European insurance giants are far ahead of their US counterparts in talking up blockchain technology, according to new research.
S&P Global, a data provider, searched transcripts of large insurers’ earnings calls with analysts for discussions of blockchain technology, and found 33 in the past two years. Of these, 15 were in Europe, with nine each in North America and Asia.
The research sheds light on financial giants’ differing attitudes toward the cutting-edge distributed ledger technology, which underpins cryptocurrencies such as bitcoin.
While banks and other mainstream finance institutions have been slow to leap into the volatile markets for trading crypto assets, many have begun exploring blockchain’s potential for building more efficient and secure transaction and administration systems.
In its research, S&P found that blockchain boosters should “look outside the US” for insurers interested in the tech, according to Thomas Mason, author of the latest report. Mason singled out several European insurers’ efforts.
Axa has a flight insurance project, called Fizzy, which uses “smart insurance” contacts written to the blockchain ledger that underpins the Etherium cryptocurrency.
German insurance giant Allianz is working on using blockchain in catastrophe-insurance swap agreements and captive insurance programmes. Prudential, the UK-based, Asia-focused insurer, has a digital trade platform in Singapore called Fasttrack Trade that uses blockchain.
Europe is also home to B3i, an initiative founded by 15 major insurers that is working on blockchain-based property catastrophe reinsurance.
But while European insurers collectively led the way, the Chinese insurance giant Ping An is the individual firm that has most frequently talked about the technology with analysts: on four separate calls since 2016.

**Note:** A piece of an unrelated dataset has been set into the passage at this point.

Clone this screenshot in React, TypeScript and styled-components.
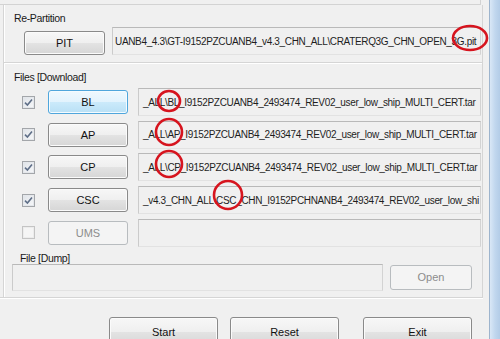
import styled, { createGlobalStyle } from 'styled-components';

const GlobalStyle = createGlobalStyle`
  html, body {
    margin: 0;
    padding: 0;
  }
  body {
    background: #f0f0f0;
    font-family: "Liberation Sans", Arial, sans-serif;
  }
`;

const Window = styled.div`
  position: relative;
  display: flex;
  width: 500px;
  height: 339px;
  overflow: hidden;
  background: #f0f0f0;
`;

const Client = styled.div`
  flex: none;
  width: 489px;
`;

const Frame = styled.div`
  flex: 1;
  border-left: 1px solid #9db4cd;
  background: linear-gradient(90deg, #d9e7f6 0%, #c1d7ee 50%, #b3cce7 100%);
`;

const TopEdge = styled.div`
  width: 480px;
  height: 4px;
  border-bottom: 1px solid #d3d3d3;
  border-right: 1px solid #d3d3d3;
`;

const Panel = styled.div`
  box-sizing: border-box;
  margin-left: 3px;
  width: 480px;
  height: 292px;
  border-left: 1px solid #d5d5d5;
  border-right: 1px solid #d5d5d5;
  box-shadow: inset 1px 0 #fff;
  display: flex;
  flex-direction: column;
`;

const Caption = styled.div<{ $top: number; $left: number }>`
  flex: none;
  padding: ${(p) => p.$top}px 0 0 ${(p) => p.$left}px;
  height: 12px;
  line-height: 12px;
  font-size: 10.5px;
  letter-spacing: -0.35px;
  color: #1a1a1a;
`;

const PitRow = styled.div`
  flex: none;
  display: flex;
  align-items: flex-end;
  gap: 7px;
  height: 28px;
  margin-top: 3px;
  padding: 0 1px 0 20px;
`;

const Separator = styled.div`
  flex: none;
  margin-top: 7px;
  border-top: 1px solid #d5d5d5;
  border-bottom: 1px solid #fff;
`;

const FileList = styled.div`
  flex: none;
  margin-top: 3px;
  display: grid;
  grid-auto-rows: 32.6px;
`;

const FileRow = styled.div`
  display: flex;
  align-items: center;
  padding: 0 1px 0 18px;
`;

const DumpRow = styled.div`
  flex: none;
  display: flex;
  align-items: center;
  gap: 7px;
  height: 27px;
  padding-left: 8px;
`;

const Divider = styled.div`
  width: 483px;
  border-top: 1px solid #d5d5d5;
  border-bottom: 1px solid #fff;
`;

const ButtonBar = styled.div`
  display: flex;
  padding: 18px 0 0 109px;
`;

const Button = styled.button<{ $w: number; $h: number; $gap?: number; $hot?: boolean }>`
  box-sizing: border-box;
  flex: none;
  width: ${(p) => p.$w}px;
  height: ${(p) => p.$h}px;
  margin: 0 0 0 ${(p) => p.$gap ?? 0}px;
  padding: 0;
  border: 1px solid ${(p) => (p.$hot ? '#4fa6dc' : '#8a8a8a')};
  border-radius: 3px;
  background: ${(p) =>
    p.$hot
      ? 'linear-gradient(#eef8fe 0%, #e2f3fd 50%, #cbeafb 51%, #b9e0f5 100%)'
      : 'linear-gradient(#f7f7f7 0%, #efefef 50%, #e3e3e3 51%, #d6d6d6 100%)'};
  box-shadow: inset 0 0 0 1px ${(p) => (p.$hot ? '#f4fbff' : '#fbfbfb')};
  font-family: "Liberation Sans", Arial, sans-serif;
  font-size: 11px;
  color: #111;

  &:disabled {
    border-color: #b8bcbf;
    background: #f4f4f4;
    box-shadow: none;
    color: #8c8c8c;
  }
`;

const PathBox = styled.div<{ $h: number; $indent?: number; $w?: number }>`
  box-sizing: border-box;
  display: flex;
  align-items: center;
  ${(p) => (p.$w ? `width: ${p.$w}px; flex: none;` : 'flex: 1;')}
  height: ${(p) => p.$h}px;
  padding: 0 0 0 ${(p) => p.$indent ?? 4}px;
  border: 1px solid;
  border-color: #b9b9b9 #d3d3d3 #e2e2e2 #cbcbcb;
  background: #f0f0f0;
  overflow: hidden;
  white-space: nowrap;
  font-size: 10px;
  letter-spacing: -0.34px;
  color: #1e1e1e;
`;

const CheckBox = styled.span<{ $off?: boolean }>`
  box-sizing: border-box;
  flex: none;
  display: flex;
  align-items: center;
  justify-content: center;
  width: 13px;
  height: 13px;
  border: 1px solid ${(p) => (p.$off ? '#c4c4c4' : '#a3a6aa')};
  background: ${(p) => (p.$off ? '#f5f5f5' : 'linear-gradient(135deg, #dfe3e8, #f7f8fa)')};
  box-shadow: inset 0 0 0 1px ${(p) => (p.$off ? '#ececec' : '#e4e7eb')};
`;

const FileButton = styled(Button)`
  margin-left: 13px;
  margin-right: 10px;
`;

const Marks = styled.svg`
  position: absolute;
  top: 0;
  left: 0;
  pointer-events: none;
`;

const files = [
  { id: 'BL', on: true, path: '_ALL\\BL_I9152PZCUANB4_2493474_REV02_user_low_ship_MULTI_CERT.tar' },
  { id: 'AP', on: true, path: '_ALL\\AP_I9152PZCUANB4_2493474_REV02_user_low_ship_MULTI_CERT.tar' },
  { id: 'CP', on: true, path: '_ALL\\CP_I9152PZCUANB4_2493474_REV02_user_low_ship_MULTI_CERT.tar' },
  { id: 'CSC', on: true, path: '_v4.3_CHN_ALL\\CSC_CHN_I9152PCHNANB4_2493474_REV02_user_low_shi' },
  { id: 'UMS', on: false, path: '' },
];

const circles = [
  { cx: 470, cy: 38, rx: 17, ry: 12 },
  { cx: 169, cy: 101, rx: 11, ry: 10 },
  { cx: 169, cy: 132, rx: 13, ry: 13 },
  { cx: 169, cy: 164, rx: 13, ry: 13 },
  { cx: 228, cy: 195, rx: 14, ry: 14 },
];

const Check = () => (
  <svg width="9" height="9" viewBox="0 0 9 9">
    <path d="M1 4.6 L3.4 7 L8 1.4" fill="none" stroke="#5f6f88" strokeWidth="1.6" />
  </svg>
);

const App = () => {
  return (
    <Window>
      <GlobalStyle />
      <Client>
        <TopEdge />
        <Panel>
          <Caption $top={7} $left={10}>Re-Partition</Caption>
          <PitRow>
            <Button $w={81} $h={24}>PIT</Button>
            <PathBox $h={28} $indent={2}>
              UANB4_4.3\GT-I9152PZCUANB4_v4.3_CHN_ALL\CRATERQ3G_CHN_OPEN_3G.pit
            </PathBox>
          </PitRow>
          <Separator />
          <Caption $top={7} $left={10}>Files [Download]</Caption>
          <FileList>
            {files.map((f) => (
              <FileRow key={f.id}>
                <CheckBox $off={!f.on}>{f.on && <Check />}</CheckBox>
                <FileButton $w={80} $h={24} $hot={f.id === 'BL'} disabled={!f.on}>
                  {f.id}
                </FileButton>
                <PathBox $h={28}>{f.path}</PathBox>
              </FileRow>
            ))}
          </FileList>
          <Caption $top={3} $left={16}>File [Dump]</Caption>
          <DumpRow>
            <PathBox $h={27} $w={371} />
            <Button $w={82} $h={25} disabled>Open</Button>
          </DumpRow>
        </Panel>
        <Divider />
        <ButtonBar>
          <Button $w={109} $h={30}>Start</Button>
          <Button $w={109} $h={30} $gap={12}>Reset</Button>
          <Button $w={109} $h={30} $gap={24}>Exit</Button>
        </ButtonBar>
      </Client>
      <Frame />
      <Marks width="500" height="339" viewBox="0 0 500 339">
        {circles.map((c, i) => (
          <ellipse key={i} cx={c.cx} cy={c.cy} rx={c.rx} ry={c.ry} fill="none" stroke="#d6141e" strokeWidth="2.6" />
        ))}
      </Marks>
    </Window>
  );
};

export default App;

Mason wrote: “Ping An considers blockchain one of its five core technologies, as executives mentioned during an investor day in November 2017… one of its main initiatives was the creation of a blockchain-as-a-service platform, which provides services to small- and medium-sized enterprises that want access to the latest technology.”
Mason drew comparisons between the Chinese insurance giant and the New-York based exchange operator Nasdaq, which “discusses blockchain frequently on its conference calls and, similarly, has made the technology one of its core product offerings”.
In contrast, US insurers seem to be adopting a “watch-and-see” strategy on the distributed ledger technology, S&P said. Mason said that if initiatives in Europe and Asia proved successful the US would likely follow suit and “plunge more deeply into the blockchain waters”.
To supplement its research of earnings calls, S&P also said it contacted 20 of the largest insurance groups in the US directly, but got only “a few responses”. In general, Mason observed, “information remained elusive”.
In June, Boston Consultancy Group attempted to spur the whole of the insurance industry into action, when it reported that P&C insurers worldwide could “generate upwards of $200bn more in technical margin from current gross written premiums” by adopting the technology.